MM on ME


25 jan 2010




Is Psychology a science?

Hello Tom,

Thanks very much for this reference:


Quote Originally Posted by tomk View Post
You and/or others might be interested in:
"Is Psychology a Science?" - it includes psychiatry/psychological medicine to some extent in what it covers.

Being a psychologist myself I strongly recommend this, and can add that the Conclusion of thuis article that I now quote in part, is the conclusion I reached myself in 1980




At this point it must be clear to the intelligent reader that clinical psychology can make virtually any claim and offer any kind of therapy, because there is no practical likelihood of refutation – no clear criteria to invalidate a claim. This, in turn, is because human psychology is not a science, it is very largely a belief system similar to religion.

Like religion, human psychology has a dark secret at its core – it contains within it a model for correct behavior, although that model is never directly acknowledged. Buried within psychology is a nebulous concept that, if it were to be addressed at all, would be called “normal behavior.” But do try to avoid inquiring directly into this normal behavior among psychologists – nothing is so certain to get you diagnosed as having an obsessive disorder.

In the same way that everyone is a sinner in religion's metaphysical playground, everyone is mentally ill in psychology's long, dark hallway – no one is truly “normal.” This means everyone needs psychological treatment. This means psychologists and psychiatrists are guaranteed lifetime employment, although that must surely be a coincidence rather than a dark motive.


The present atmosphere among many psychologists and psychiatrists can only be described as panic. This panic is clearly shown in the rapid, seemingly purposeful destruction of the DSM, the field's “bible,” as a legitimate diagnostic tool (because if everything is a mental illness, then nothing is). This panic arises in part from a slow realization that many conditions formerly thought to be mental conditions amenable to psychological treatment, turn out to be organic conditions treatable with drugs (or, like homosexuality, turn out to be conditions not appropriate to any kind of treatment). Further, many traditional clinical practices have been shown to be ineffectual and/or indistinguishable from ordinary experience or nothing at all.

In the final analysis, the present state of psychology is the best answer to the original inquiry about whether it is scientific, because if human psychology were as grounded in science as many people believe, many of its historical and contemporary assertions would have been falsified by its own theoretical and clinical failures, and it would be either replaced by something more scientifically rigorous, or simply cast aside for now.

But this is all hypothetical, because psychology and psychiatry have never been based in science, and therefore are free of the constraints placed on scientific theories. This means these fields will prevail far beyond their last shred of credibility, just as religions do, and they will be propelled by the same energy source — belief. That pure, old-fashioned fervent variety of belief, unsullied by reason or evidence.

After editing this: The part after "(..)" and the text I wrote below it went to bitheaven, without leaving a trace.
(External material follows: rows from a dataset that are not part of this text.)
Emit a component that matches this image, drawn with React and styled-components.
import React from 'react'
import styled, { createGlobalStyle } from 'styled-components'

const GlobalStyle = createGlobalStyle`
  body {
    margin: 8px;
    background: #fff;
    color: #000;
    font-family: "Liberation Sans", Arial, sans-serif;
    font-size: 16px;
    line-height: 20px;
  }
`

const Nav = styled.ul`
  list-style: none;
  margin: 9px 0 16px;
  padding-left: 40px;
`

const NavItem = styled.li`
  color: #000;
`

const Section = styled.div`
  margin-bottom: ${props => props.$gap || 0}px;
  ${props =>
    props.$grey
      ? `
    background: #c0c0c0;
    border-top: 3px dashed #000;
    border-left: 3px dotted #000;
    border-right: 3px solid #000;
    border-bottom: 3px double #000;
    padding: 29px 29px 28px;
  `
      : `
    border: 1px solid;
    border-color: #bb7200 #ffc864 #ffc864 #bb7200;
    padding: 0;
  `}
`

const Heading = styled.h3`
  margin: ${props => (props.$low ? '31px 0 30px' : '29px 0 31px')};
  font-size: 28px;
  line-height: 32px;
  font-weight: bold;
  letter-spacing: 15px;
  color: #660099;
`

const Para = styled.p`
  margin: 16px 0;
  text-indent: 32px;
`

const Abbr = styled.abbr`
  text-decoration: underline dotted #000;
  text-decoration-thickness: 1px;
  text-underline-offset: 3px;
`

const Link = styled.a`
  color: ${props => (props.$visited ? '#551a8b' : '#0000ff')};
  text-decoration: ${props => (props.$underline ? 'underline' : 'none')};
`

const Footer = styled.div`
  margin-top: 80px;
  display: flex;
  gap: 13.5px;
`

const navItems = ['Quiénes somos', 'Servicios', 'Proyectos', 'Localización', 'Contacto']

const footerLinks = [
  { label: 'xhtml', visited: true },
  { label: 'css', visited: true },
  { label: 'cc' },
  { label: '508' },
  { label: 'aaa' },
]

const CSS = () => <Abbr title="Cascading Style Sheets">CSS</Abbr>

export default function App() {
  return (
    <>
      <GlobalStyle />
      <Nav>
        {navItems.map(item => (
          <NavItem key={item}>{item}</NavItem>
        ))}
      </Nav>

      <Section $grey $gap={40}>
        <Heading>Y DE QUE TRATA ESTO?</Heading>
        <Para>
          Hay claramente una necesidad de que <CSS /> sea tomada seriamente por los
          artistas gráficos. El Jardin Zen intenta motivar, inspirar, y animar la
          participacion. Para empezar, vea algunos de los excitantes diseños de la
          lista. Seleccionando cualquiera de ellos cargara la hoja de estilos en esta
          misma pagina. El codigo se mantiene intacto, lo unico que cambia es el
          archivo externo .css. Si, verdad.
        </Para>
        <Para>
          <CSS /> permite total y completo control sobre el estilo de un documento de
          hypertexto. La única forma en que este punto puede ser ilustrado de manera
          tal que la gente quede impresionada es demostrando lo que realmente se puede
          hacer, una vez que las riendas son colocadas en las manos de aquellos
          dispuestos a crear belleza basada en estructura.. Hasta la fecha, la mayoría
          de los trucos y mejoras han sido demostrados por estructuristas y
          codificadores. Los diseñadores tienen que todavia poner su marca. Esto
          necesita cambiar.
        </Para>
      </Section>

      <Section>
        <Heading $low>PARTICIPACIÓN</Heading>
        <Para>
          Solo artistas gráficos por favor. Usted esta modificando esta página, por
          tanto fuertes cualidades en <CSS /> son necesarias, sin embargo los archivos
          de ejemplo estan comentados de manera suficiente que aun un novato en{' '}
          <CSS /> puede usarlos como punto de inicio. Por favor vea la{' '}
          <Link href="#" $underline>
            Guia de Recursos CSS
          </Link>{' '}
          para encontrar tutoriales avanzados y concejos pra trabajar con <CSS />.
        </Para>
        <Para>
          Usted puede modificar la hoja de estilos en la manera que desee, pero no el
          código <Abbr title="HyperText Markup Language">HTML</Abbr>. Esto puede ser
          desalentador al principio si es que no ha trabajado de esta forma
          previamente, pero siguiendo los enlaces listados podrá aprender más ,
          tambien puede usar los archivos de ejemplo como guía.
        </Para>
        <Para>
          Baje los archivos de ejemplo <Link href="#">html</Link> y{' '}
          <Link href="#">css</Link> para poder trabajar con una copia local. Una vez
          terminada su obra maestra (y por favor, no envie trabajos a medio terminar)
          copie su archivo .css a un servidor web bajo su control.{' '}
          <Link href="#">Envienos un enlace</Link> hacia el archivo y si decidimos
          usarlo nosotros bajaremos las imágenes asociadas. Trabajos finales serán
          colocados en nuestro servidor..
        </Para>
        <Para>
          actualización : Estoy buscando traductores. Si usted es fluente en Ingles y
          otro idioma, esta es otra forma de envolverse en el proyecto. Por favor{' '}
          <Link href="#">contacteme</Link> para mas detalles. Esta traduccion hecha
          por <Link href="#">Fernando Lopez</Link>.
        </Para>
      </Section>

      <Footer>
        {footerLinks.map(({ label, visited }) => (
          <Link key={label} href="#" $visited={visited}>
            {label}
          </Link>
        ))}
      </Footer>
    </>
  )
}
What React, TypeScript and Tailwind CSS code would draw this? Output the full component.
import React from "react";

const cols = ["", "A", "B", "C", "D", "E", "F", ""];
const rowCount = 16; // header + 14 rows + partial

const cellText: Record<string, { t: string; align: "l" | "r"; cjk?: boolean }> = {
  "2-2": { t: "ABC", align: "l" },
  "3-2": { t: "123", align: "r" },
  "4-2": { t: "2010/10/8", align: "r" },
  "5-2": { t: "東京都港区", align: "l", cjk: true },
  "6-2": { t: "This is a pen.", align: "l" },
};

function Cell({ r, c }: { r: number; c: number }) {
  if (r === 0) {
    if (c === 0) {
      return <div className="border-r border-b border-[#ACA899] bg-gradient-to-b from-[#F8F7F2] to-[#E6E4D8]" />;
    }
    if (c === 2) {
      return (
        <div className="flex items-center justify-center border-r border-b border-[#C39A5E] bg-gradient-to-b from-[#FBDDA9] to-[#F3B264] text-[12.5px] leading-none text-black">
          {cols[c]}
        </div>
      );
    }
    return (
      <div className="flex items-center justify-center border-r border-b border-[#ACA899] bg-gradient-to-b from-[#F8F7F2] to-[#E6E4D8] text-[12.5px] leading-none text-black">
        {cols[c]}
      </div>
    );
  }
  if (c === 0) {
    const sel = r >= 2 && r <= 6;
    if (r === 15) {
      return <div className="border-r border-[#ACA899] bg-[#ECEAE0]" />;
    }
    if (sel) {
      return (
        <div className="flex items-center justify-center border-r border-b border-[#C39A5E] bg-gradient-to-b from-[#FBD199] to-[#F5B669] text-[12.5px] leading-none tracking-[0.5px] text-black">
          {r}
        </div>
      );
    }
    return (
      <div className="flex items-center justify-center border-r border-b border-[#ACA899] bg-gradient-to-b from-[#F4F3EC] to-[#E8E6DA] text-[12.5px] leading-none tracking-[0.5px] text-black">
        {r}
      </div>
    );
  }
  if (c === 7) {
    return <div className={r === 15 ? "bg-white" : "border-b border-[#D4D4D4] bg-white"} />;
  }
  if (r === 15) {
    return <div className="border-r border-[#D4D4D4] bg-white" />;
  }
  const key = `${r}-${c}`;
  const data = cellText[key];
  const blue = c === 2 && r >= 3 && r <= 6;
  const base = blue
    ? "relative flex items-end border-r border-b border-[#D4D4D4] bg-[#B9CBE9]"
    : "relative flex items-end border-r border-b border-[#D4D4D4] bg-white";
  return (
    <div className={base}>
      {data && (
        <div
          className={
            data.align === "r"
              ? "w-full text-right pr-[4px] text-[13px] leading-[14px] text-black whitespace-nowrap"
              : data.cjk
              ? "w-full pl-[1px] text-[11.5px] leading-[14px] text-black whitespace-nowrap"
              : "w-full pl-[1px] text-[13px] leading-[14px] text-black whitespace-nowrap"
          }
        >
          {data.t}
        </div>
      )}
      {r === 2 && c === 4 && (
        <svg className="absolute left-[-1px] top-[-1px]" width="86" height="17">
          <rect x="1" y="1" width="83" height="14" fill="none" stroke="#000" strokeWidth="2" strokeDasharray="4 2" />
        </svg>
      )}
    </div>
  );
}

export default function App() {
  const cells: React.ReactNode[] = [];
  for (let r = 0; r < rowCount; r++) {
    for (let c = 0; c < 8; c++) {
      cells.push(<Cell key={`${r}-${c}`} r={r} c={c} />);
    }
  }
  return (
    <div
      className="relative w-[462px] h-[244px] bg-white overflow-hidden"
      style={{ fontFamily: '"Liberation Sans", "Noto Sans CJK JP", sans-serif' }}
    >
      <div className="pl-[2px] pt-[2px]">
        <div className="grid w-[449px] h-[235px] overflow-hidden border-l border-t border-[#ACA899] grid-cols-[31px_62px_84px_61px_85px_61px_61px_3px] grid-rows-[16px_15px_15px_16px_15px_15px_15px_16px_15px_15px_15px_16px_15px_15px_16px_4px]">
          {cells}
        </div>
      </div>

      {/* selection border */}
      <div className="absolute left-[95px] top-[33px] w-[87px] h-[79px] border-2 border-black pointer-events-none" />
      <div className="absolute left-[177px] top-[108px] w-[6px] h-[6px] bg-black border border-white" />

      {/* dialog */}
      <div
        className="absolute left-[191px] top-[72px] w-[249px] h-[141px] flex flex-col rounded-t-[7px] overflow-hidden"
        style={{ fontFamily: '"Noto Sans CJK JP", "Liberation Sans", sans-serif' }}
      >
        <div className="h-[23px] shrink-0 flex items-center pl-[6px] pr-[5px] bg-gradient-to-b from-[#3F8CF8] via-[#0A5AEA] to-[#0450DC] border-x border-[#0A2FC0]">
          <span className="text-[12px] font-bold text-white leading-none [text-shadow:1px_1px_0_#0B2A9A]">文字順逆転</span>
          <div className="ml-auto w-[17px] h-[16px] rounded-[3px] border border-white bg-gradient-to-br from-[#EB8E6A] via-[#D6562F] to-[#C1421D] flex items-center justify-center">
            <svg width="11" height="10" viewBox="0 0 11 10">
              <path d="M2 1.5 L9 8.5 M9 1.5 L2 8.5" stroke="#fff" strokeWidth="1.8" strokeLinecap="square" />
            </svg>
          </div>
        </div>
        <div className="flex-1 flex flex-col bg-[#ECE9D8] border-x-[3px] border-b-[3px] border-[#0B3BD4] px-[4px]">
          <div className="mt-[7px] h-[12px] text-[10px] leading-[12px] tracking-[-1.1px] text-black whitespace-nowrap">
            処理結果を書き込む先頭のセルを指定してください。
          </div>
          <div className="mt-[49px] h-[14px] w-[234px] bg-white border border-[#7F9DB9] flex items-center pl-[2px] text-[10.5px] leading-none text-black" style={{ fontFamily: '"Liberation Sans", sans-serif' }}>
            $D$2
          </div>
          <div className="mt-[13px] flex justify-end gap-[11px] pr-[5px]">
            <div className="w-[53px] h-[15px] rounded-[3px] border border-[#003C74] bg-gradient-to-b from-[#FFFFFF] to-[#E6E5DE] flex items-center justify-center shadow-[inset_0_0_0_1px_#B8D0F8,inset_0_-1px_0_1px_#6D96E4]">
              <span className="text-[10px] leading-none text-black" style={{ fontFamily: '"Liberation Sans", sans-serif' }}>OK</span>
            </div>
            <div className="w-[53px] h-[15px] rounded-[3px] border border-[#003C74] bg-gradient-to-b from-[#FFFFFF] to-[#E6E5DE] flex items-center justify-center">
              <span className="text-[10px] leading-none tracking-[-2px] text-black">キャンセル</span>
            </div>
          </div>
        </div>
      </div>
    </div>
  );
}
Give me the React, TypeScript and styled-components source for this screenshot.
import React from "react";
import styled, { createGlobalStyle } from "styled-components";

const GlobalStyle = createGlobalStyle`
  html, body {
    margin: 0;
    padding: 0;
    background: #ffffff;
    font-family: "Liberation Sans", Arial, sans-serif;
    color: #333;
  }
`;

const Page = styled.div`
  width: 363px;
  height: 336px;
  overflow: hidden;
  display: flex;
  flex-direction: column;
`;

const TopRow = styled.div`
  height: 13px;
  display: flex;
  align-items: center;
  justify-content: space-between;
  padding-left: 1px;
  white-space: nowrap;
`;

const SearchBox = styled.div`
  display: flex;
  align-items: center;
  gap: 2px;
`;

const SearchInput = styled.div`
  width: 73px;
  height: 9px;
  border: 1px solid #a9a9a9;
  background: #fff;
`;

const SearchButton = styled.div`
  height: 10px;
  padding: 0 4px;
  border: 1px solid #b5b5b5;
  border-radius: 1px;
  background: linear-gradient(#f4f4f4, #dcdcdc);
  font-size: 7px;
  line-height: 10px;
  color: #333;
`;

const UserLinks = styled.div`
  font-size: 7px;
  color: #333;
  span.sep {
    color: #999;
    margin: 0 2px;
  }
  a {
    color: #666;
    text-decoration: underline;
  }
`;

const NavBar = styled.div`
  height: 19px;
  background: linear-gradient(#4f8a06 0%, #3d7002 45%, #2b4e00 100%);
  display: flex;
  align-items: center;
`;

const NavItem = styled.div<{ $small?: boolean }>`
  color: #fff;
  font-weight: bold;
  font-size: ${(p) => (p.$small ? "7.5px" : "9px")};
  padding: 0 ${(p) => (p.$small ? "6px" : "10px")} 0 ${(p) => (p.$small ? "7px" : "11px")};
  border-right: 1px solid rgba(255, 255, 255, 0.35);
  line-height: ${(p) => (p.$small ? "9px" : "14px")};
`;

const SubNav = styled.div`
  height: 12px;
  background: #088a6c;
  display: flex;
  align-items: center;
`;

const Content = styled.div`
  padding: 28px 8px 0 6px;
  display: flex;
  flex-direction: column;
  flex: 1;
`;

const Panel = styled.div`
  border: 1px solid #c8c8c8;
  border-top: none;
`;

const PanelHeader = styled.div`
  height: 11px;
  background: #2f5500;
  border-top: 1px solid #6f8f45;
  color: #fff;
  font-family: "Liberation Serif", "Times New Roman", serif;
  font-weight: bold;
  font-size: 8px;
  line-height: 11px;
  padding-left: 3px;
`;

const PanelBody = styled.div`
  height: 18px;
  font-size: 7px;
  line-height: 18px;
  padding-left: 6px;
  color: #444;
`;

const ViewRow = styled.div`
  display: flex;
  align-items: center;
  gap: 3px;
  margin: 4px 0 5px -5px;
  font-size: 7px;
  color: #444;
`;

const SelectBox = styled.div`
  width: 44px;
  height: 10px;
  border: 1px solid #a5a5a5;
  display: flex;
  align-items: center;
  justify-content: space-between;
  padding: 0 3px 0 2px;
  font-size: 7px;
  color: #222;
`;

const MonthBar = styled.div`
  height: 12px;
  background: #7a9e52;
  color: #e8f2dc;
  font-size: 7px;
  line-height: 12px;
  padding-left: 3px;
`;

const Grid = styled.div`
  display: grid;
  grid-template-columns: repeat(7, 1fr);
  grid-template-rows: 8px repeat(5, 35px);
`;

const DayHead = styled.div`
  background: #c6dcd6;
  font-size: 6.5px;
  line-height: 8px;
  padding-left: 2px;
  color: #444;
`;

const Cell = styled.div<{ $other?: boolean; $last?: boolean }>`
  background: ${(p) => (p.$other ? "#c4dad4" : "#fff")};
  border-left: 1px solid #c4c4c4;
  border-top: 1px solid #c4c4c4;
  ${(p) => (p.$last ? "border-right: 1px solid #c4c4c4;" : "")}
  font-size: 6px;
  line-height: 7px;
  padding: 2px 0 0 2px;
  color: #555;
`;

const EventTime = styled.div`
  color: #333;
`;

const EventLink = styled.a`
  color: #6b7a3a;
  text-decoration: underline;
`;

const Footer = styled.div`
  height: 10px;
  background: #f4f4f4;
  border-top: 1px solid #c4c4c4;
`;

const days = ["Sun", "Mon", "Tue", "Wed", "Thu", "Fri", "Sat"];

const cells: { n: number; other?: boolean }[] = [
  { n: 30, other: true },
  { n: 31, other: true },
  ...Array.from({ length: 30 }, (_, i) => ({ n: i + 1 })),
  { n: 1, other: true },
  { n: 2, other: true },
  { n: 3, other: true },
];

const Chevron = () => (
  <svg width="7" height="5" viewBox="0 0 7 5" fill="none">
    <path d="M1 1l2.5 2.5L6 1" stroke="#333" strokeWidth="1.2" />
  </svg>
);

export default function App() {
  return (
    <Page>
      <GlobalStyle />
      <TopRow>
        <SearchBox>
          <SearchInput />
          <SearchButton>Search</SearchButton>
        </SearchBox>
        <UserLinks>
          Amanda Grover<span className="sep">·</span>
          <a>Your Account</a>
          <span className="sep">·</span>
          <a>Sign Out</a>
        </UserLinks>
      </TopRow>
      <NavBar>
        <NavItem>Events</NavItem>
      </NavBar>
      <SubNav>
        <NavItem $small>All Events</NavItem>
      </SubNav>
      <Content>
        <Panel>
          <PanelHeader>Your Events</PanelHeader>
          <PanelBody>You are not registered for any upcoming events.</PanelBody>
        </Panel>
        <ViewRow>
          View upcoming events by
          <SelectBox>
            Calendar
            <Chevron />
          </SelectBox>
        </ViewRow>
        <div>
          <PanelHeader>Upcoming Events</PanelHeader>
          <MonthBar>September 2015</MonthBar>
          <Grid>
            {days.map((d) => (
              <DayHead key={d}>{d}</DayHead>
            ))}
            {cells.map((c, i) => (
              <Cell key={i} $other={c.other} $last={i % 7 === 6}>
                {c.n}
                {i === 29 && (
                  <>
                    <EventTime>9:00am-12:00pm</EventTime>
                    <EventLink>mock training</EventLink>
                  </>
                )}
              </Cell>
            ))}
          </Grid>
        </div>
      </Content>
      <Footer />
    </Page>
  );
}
Anyway: This is a fine article, that I strongly recommend. (There is some real science done in psychology, though, and even in psychiatry, but it is minority stuff, often also by people with some better education than psychologists get.)

Also, I am quite certain that Wessely, Sharpe and White KNOW this stuff, and indeed trade on it: Few psychologists and few medical doctors have a good understanding of statistics, and what they know of methodology or philosophy of science is usually fit for incantantions only.

This is also why so called "Evidence Based Science" is more an icon or a mockery than real science, in psychology, psychiatry, and also in a considerable amount of "evidence based medical science", it would seem, and especially so in the hands of the Bleijenbergs, for the pseudo-scientists in psychology and psychiatry have learned how to dress up a text AS IF it is based on solid methodology and statistics, although they rarely really understand it, and they also have learned - Wessely has, for certain - how to use the doubletalk and trickery that is part and parcel of "hermeneutics", "postmodernism", "interpretation" etc. in phoney modern philosophy.

Ah well! Thanks very much for finding this excellent article. I strongly recommend it to anyone who believes psychologists or psychiatrists "must be" or indeed "know" *real* science: Most of those I know or read in these so-called sciences don't, and that is a REAL problem, since pseudo-science only helps pseudo-scientists, and no one else.